Sur les réseaux sociaux, un chant en particulier revient dans les témoignages de certaines spectatrices : le « Tous ensemble ». Les spectateurs se lèvent et sautent en attrapant leurs voisins par les épaules. Une partie du corps que certains supporters ont visiblement du mal à situer quand leur voisin est une voisine. En prenant place en Trannin ou Delacourt, niveau 0, Emma (17 ans), sait qu’elle doit se méfier de « ceux qui profitent du mouvement de foule et se permettent d’avoir les mains baladeuses quand l’occasion se présente, la plupart étant fortement alcoolisés ». Elle qui va au stade depuis qu’elle a 7 ans estime que cette saison est celle où « (elle) se sent le moins en sécurité ». « Aux sections de faire le tri dans leurs membres, et au club d’être plus attentif à ce qui se passe dans les tribunes », réclame cette étudiante originaire de Normandie.
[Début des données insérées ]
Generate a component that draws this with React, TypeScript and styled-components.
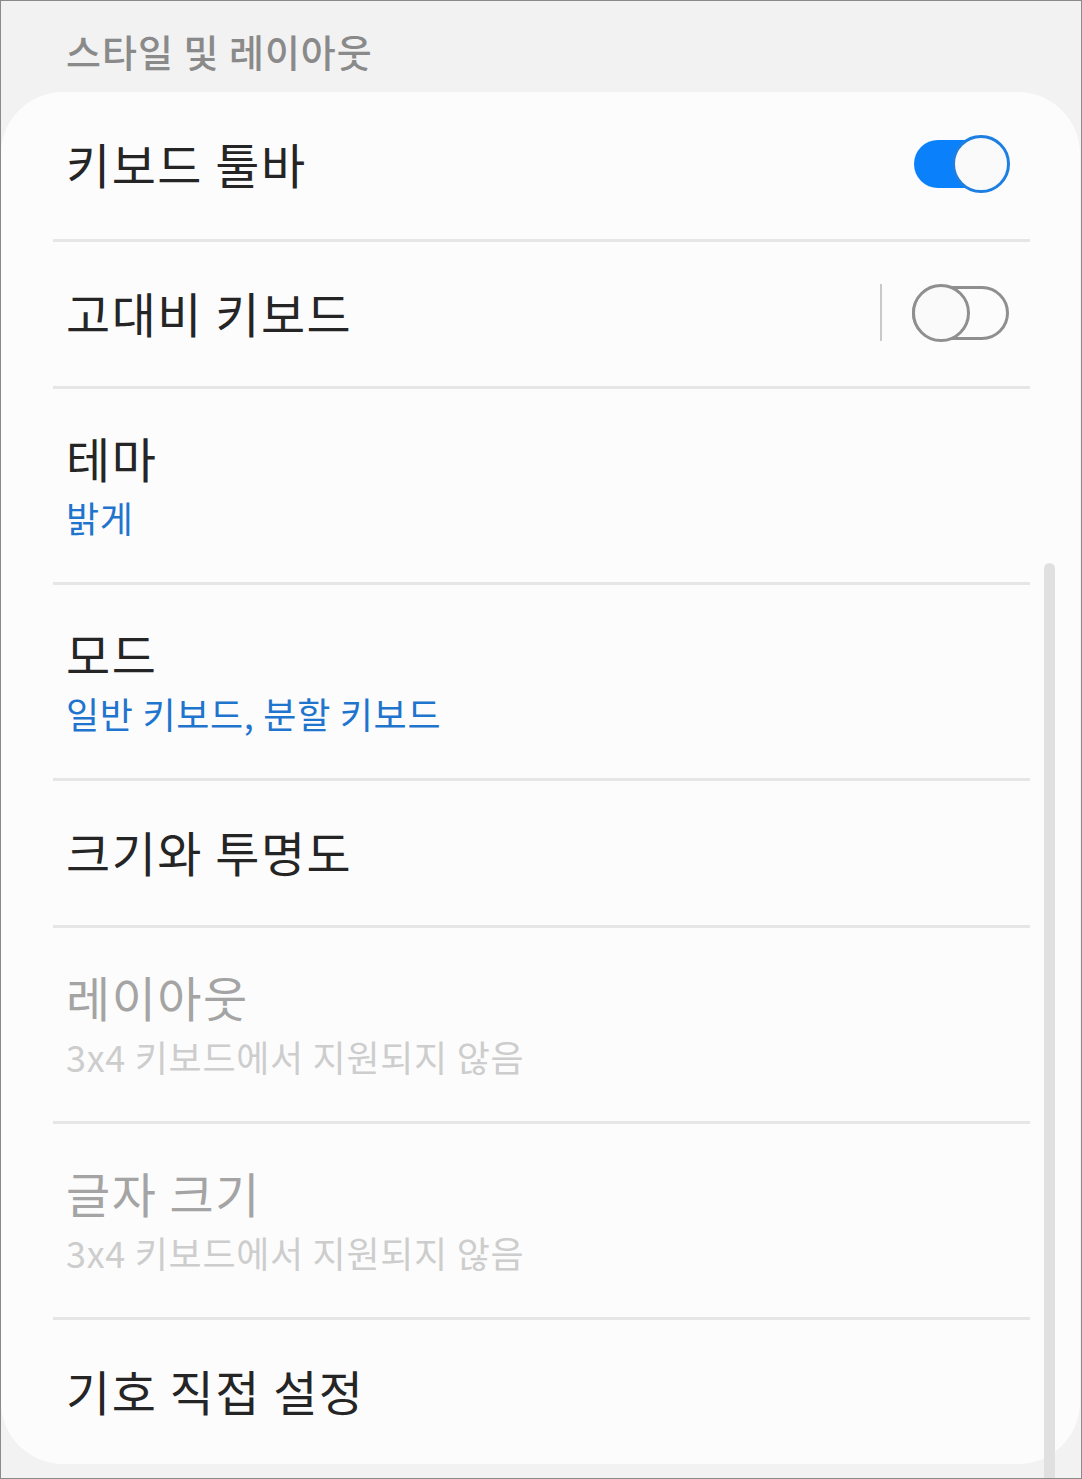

Au RC Lens, « s’il y a des victimes, nous serons de leur côté »

Au RC Lens, ces témoignages sur les réseaux sociaux ont bien été détectés ces derniers jours, au point qu’une enquête est en cours pour essayer de les collecter. « C’est une très bonne chose si la parole se libère, même si c’est abrupt pour le club. Nous n’avions jamais eu de remontées de ce type, sinon nous aurions agi tout de suite. Si des personnes ont été victimes de tels agissements, nous les invitons à déposer plainte et à se rapprocher du club. Le message est aussi passé auprès des personnels de sécurité : en cas de signalement en plein match, les personnes doivent être en capacité d’intervenir. S’il y a des victimes, nous serons de leur côté », fait savoir la direction du club.

Celle-ci rappelle également qu’elle « dispose de tous les moyens pour identifier » les auteurs éventuels de ces actes. « S’il y a un signalement est que les faits sont avérés, ces personnes ne mettront plus les pieds à Bollaert. Il n’y a pas l’ombre d’une place pour des gens comme ça. Lens, c’est la ferveur joyeuse et ça doit le rester », assure le club.